The group is ahead of last year’s half year total of 359, but the spokesperson said this was due to the “timing” of its development programme.

Guinness started 347 homes in its most recent half year, which was 137 more starts than in the same period last year. 

The group’s total half-year surplus fell by a fifth to £16.4m, which Guinness said was due to higher borrowing costs. On an operating basis, its surplus rose to £55.1m, up from £50m the year before. 

The landlord currently has a G1/V2 rating with the regulator.

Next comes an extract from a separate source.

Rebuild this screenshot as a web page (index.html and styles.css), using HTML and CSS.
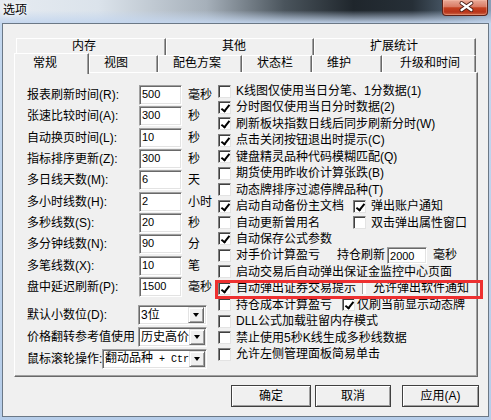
FILE: index.html
```html
<!DOCTYPE html>
<html lang="zh-CN">
<head>
<meta charset="utf-8">
<title>选项</title>
<link rel="stylesheet" href="styles.css">
</head>
<body>
<div class="window">
  <div class="titlebar">
    <span class="title">选项</span>
    <div class="close">
      <svg viewBox="0 0 46 16" width="46" height="16">
        <path d="M20 3 L30 10 M30 3 L20 10" stroke="#4a1e16" stroke-width="4.2" stroke-linecap="round"/>
        <path d="M20 3 L30 10 M30 3 L20 10" stroke="#ffffff" stroke-width="2.4" stroke-linecap="round"/>
      </svg>
    </div>
  </div>
  <div class="client">
    <div class="tabs">
      <div class="tabrow back">
        <div class="tab t-mem">内存</div>
        <div class="tab t-oth">其他</div>
        <div class="tab t-ext">扩展统计</div>
      </div>
      <div class="tabrow front">
        <div class="tab sel t-gen">常规</div>
        <div class="tab t-view">视图</div>
        <div class="tab t-color">配色方案</div>
        <div class="tab t-status">状态栏</div>
        <div class="tab t-maint">维护</div>
        <div class="tab t-upd">升级和时间</div>
      </div>
    </div>
    <div class="panel">
      <div class="leftcol">
        <div class="lrow"><span class="lbl">报表刷新时间(R):</span><span class="edit">500</span><span class="unit">毫秒</span></div>
        <div class="lrow"><span class="lbl">张速比较时间(A):</span><span class="edit">300</span><span class="unit">秒</span></div>
        <div class="lrow"><span class="lbl">自动换页时间(L):</span><span class="edit">10</span><span class="unit">秒</span></div>
        <div class="lrow"><span class="lbl">指标排序更新(Z):</span><span class="edit">300</span><span class="unit">秒</span></div>
        <div class="lrow"><span class="lbl">多日线天数(M):</span><span class="edit">6</span><span class="unit">天</span></div>
        <div class="lrow"><span class="lbl">多小时线数(H):</span><span class="edit">2</span><span class="unit">小时</span></div>
        <div class="lrow"><span class="lbl">多秒线数(S):</span><span class="edit">20</span><span class="unit">秒</span></div>
        <div class="lrow"><span class="lbl">多分钟线数(N):</span><span class="edit">90</span><span class="unit">分</span></div>
        <div class="lrow"><span class="lbl">多笔线数(X):</span><span class="edit">10</span><span class="unit">笔</span></div>
        <div class="lrow"><span class="lbl">盘中延迟刷新(P):</span><span class="edit">1500</span><span class="unit">毫秒</span></div>
        <div class="drows">
          <div class="drow"><span class="lbl dl1">默认小数位(D):</span><div class="combo c-short"><span class="ctext">3位</span><span class="cbtn"><i class="tri"></i></span></div></div>
          <div class="drow"><span class="lbl dl2">价格翻转参考值使用</span><div class="combo c-short"><span class="ctext">历史高价</span><span class="cbtn"><i class="tri"></i></span></div></div>
          <div class="drow"><span class="lbl dl3">鼠标滚轮操作:</span><div class="combo c-long"><span class="ctext">翻动品种<span class="mono"> + Ctr</span></span><span class="cbtn"><i class="tri"></i></span></div></div>
        </div>
      </div>
      <div class="rightcol">
        <div class="crow"><span class="cb"></span><span>K线图仅使用当日分笔、1分数据(1)</span></div>
        <div class="crow"><span class="cb on"></span><span>分时图仅使用当日分时数据(2)</span></div>
        <div class="crow"><span class="cb on"></span><span>刷新板块指数日线后同步刷新分时(W)</span></div>
        <div class="crow"><span class="cb on"></span><span>点击关闭按钮退出时提示(C)</span></div>
        <div class="crow"><span class="cb on"></span><span>键盘精灵品种代码模糊匹配(Q)</span></div>
        <div class="crow"><span class="cb"></span><span>期货使用昨收价计算张跌(B)</span></div>
        <div class="crow"><span class="cb"></span><span>动态牌排序过滤停牌品种(T)</span></div>
        <div class="crow"><span class="c1 w135"><span class="cb on"></span><span>启动自动备份主文档</span></span><span class="cb on"></span><span>弹出账户通知</span></div>
        <div class="crow"><span class="c1 w135"><span class="cb"></span><span>自动更新曾用名</span></span><span class="cb"></span><span>双击弹出属性窗口</span></div>
        <div class="crow"><span class="cb on"></span><span>自动保存公式参数</span></div>
        <div class="crow"><span class="c1 w119"><span class="cb"></span><span>对手价计算盈亏</span></span><span class="hold">持仓刷新</span><span class="edit small">2000</span><span class="unit">毫秒</span></div>
        <div class="crow"><span class="cb"></span><span>启动交易后自动弹出保证金监控中心页面</span></div>
        <div class="crow"><span class="c1 w144"><span class="cb on"></span><span>自动弹出证券交易提示</span></span><span class="sliver"></span><span>允许弹出软件通知</span></div>
        <div class="crow"><span class="c1 w124"><span class="cb"></span><span>持仓成本计算盈亏</span></span><span class="cb on tight"></span><span>仅刷当前显示动态牌</span></div>
        <div class="crow"><span class="cb"></span><span>DLL公式加载驻留内存模式</span></div>
        <div class="crow"><span class="cb"></span><span>禁止使用5秒K线生成多秒线数据</span></div>
        <div class="crow"><span class="cb"></span><span>允许左侧管理面板简易单击</span></div>
      </div>
      <div class="highlight"></div>
    </div>
    <div class="btns">
      <button class="btn b-ok">确定</button>
      <button class="btn b-cancel">取消</button>
      <button class="btn b-apply">应用(A)</button>
    </div>
  </div>
</div>
</body>
</html>
```

FILE: styles.css
```css
* { box-sizing: border-box; margin: 0; padding: 0; }
html, body { width: 491px; height: 420px; overflow: hidden; }
body {
  font-family: "Liberation Sans", "Noto Sans CJK SC", sans-serif;
  font-size: 12px;
  color: #000;
  background: #bcd3ec;
}
.window {
  width: 491px;
  height: 420px;
  display: flex;
  flex-direction: column;
  background: linear-gradient(to bottom, #c4d8ef, #b6cde9);
}
.titlebar {
  height: 23px;
  display: flex;
  align-items: flex-start;
  padding-left: 3px;
  background:
    linear-gradient(to bottom, rgba(190,210,234,0) 0%, rgba(190,210,234,0) 45%, rgba(196,214,238,0.95) 100%),
    linear-gradient(to right, #e6ebf1 0%, #dbe3eb 20%, #a6b0ba 42%, #4a545c 58%, #1f262c 72%, #262f37 84%, #56687a 94%, #8aa0b8 100%);
}
.title {
  padding-top: 3px;
  line-height: 14px;
  font-size: 12px;
  text-shadow: 0 0 4px #fff, 0 0 6px #fff;
}
.close {
  margin-left: auto;
  margin-right: 3px;
  width: 46px;
  height: 16px;
  border: 1px solid #5e2218;
  border-top: none;
  border-radius: 0 0 4px 4px;
  background: linear-gradient(to bottom, #e9aa98 0%, #d97b64 45%, #c4401f 52%, #b8341a 80%, #cf6a48 100%);
  box-shadow: inset 0 0 0 1px rgba(255,200,180,0.35);
  display: flex;
}
.close svg { display: block; margin-left: -1px; }
.client {
  flex: 1;
  margin: 0 2px 3px 2px;
  border: 1px solid #6b7886;
  background: #f0f0f0;
  padding: 14px 0 0 11px;
}
.tabs { width: 464px; height: 34px; }
.tabrow { display: flex; height: 17px; }
.tabrow.back { padding-left: 2px; }
.tab {
  height: 17px;
  border-top: 1px solid #fff;
  border-left: 1px solid #fff;
  border-right: 1px solid #696969;
  box-shadow: inset -1px 0 #a0a0a0;
  background: #f0f0f0;
  line-height: 15px;
  white-space: nowrap;
}
.back .tab { padding-left: 55px; }
.front .tab { padding-left: 14px; }
.t-mem { width: 150px; }
.t-oth { width: 148px; }
.t-ext { width: 162px; }
.t-gen { width: 75px; }
.t-view { width: 69px; }
.t-color { width: 84px; }
.t-status { width: 70px; }
.t-maint { width: 70px; }
.front .t-upd { width: 94px; padding-left: 17px; }
.tab.sel {
  position: relative;
  z-index: 2;
  margin-top: -2px;
  height: 21px;
  line-height: 18px;
  padding-left: 18px;
}
.panel {
  position: relative;
  width: 464px;
  height: 305px;
  border-top: 1px solid #fff;
  border-left: 1px solid #fff;
  border-right: 1px solid #696969;
  border-bottom: 1px solid #696969;
  box-shadow: inset -1px -1px #a0a0a0;
  display: flex;
}
.leftcol {
  width: 203px;
  padding: 12px 0 0 12px;
  display: flex;
  flex-direction: column;
  gap: 1.33px;
}
.lrow { height: 20px; display: flex; align-items: center; white-space: nowrap; }
.lbl { width: 112px; line-height: 16px; }
.edit {
  width: 43px;
  height: 20px;
  background: #fff;
  border: 1px solid;
  border-color: #a0a0a0 #fff #fff #a0a0a0;
  box-shadow: inset 1px 1px #696969, inset -1px -1px #e3e3e3;
  padding-left: 2px;
  font-size: 11px;
  line-height: 15px;
  padding-top: 1px;
}
.edit.small { width: 40px; height: 17px; line-height: 14px; margin-left: 2px; }
.unit { margin-left: 6px; line-height: 16px; }
.drows { margin-top: 6.7px; display: flex; flex-direction: column; gap: 2px; }
.drow { height: 20px; display: flex; align-items: center; white-space: nowrap; }
.dl1 { width: 111px; }
.dl2 { width: 111px; }
.dl3 { width: 75px; }
.combo {
  height: 20px;
  display: flex;
  align-items: center;
  background: #fff;
  border: 1px solid;
  border-color: #a0a0a0 #fff #fff #a0a0a0;
  box-shadow: inset 1px 1px #696969, inset -1px -1px #e3e3e3;
  padding: 2px 2px 2px 2px;
}
.c-short { width: 69px; }
.c-long { width: 105px; }
.ctext { flex: 1; white-space: nowrap; line-height: 16px; }
.mono { font-family: "Liberation Mono", monospace; font-size: 10px; }
.cbtn {
  width: 16px;
  height: 16px;
  flex: none;
  background: #f0f0f0;
  border: 1px solid;
  border-color: #e3e3e3 #696969 #696969 #e3e3e3;
  box-shadow: inset 1px 1px #fff, inset -1px -1px #a0a0a0;
  display: flex;
  align-items: center;
  justify-content: center;
}
.tri {
  width: 0; height: 0;
  border-left: 3.5px solid transparent;
  border-right: 3.5px solid transparent;
  border-top: 4px solid #000;
  margin-top: 1px;
}
.rightcol {
  padding-top: 9.8px;
  display: flex;
  flex-direction: column;
}
.crow {
  height: 16.44px;
  display: flex;
  align-items: center;
  white-space: nowrap;
  line-height: 16px;
}
.c1 { display: flex; align-items: center; }
.w135 { width: 135px; }
.w119 { width: 119px; }
.w144 { width: 144px; }
.w124 { width: 124px; }
.cb {
  position: relative;
  width: 13px;
  height: 13px;
  flex: none;
  margin-right: 5px;
  background: #fff;
  border: 1px solid;
  border-color: #808080 #e3e3e3 #e3e3e3 #808080;
  box-shadow: inset 1px 1px #404040;
}
.cb.tight { margin-right: 2px; }
.cb.on::after {
  content: "";
  position: absolute;
  left: 4px;
  top: 1px;
  width: 3px;
  height: 7px;
  border: solid #000;
  border-width: 0 2px 2px 0;
  transform: rotate(38deg);
}
.hold { line-height: 16px; }
.sliver {
  width: 4px;
  height: 12px;
  margin-right: 7px;
  background: #fff;
  border-left: 1px solid #a0a0a0;
}
.highlight {
  position: absolute;
  left: 200px;
  top: 207px;
  width: 268px;
  height: 19px;
  border: 3px solid #ee3030;
}
.btns {
  display: flex;
  margin-top: 8px;
  padding-left: 217px;
}
.btn {
  height: 22px;
  font: inherit;
  font-size: 12px;
  color: #000;
  background: #f0f0f0;
  border: 1px solid #404040;
  box-shadow: inset 1px 1px #fff, inset -1px -1px #a0a0a0;
  line-height: 18px;
}
.b-ok { width: 80px; }
.b-cancel { width: 76px; margin-left: 4px; }
.b-apply { width: 77px; margin-left: 11px; }
```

In a filing, Guinness said: “Whilst the operating environment for registered providers remains challenging, The Guinness Partnership remains financially resilient and continues to deliver effective core services and additional support to our tenants.”

The group’s half-year results in 2023 did not include the finances of Shepherds Bush Housing Association (SBHA), which it took on as a subsidiary nearly a year ago.

The dent to Guinness’ bottom line came despite the group reporting a 17% increase in turnover to £261m. 

In the latest six-month period, the London-based landlord revealed that it spent £99m on repairs and maintenance. This compared to £77m in the same period last year, which did not include SBHA. 

In the six months, as a standalone entity SBHA recored a surplus of £0.9m on turnover of £23.5m, with an operating margin of 5.2%.

All SBHA’s loan covenants for the period have been met, Guinness reported. 

SBHA was downgraded to G3 for governance by the English regulator in June 2022 and retained its V2 status.

At the time, the regulator said it had identified issues that allowed SBHA to come “within weeks of a potential loan covenant breach”.

In its last reported full year to March 2024, SBHA recorded a £2.8m deficit on turnover of £49.2m. 

The associations are aiming to complete a full transfer of engagements from SBHA to Guinness next April, the latest filing said.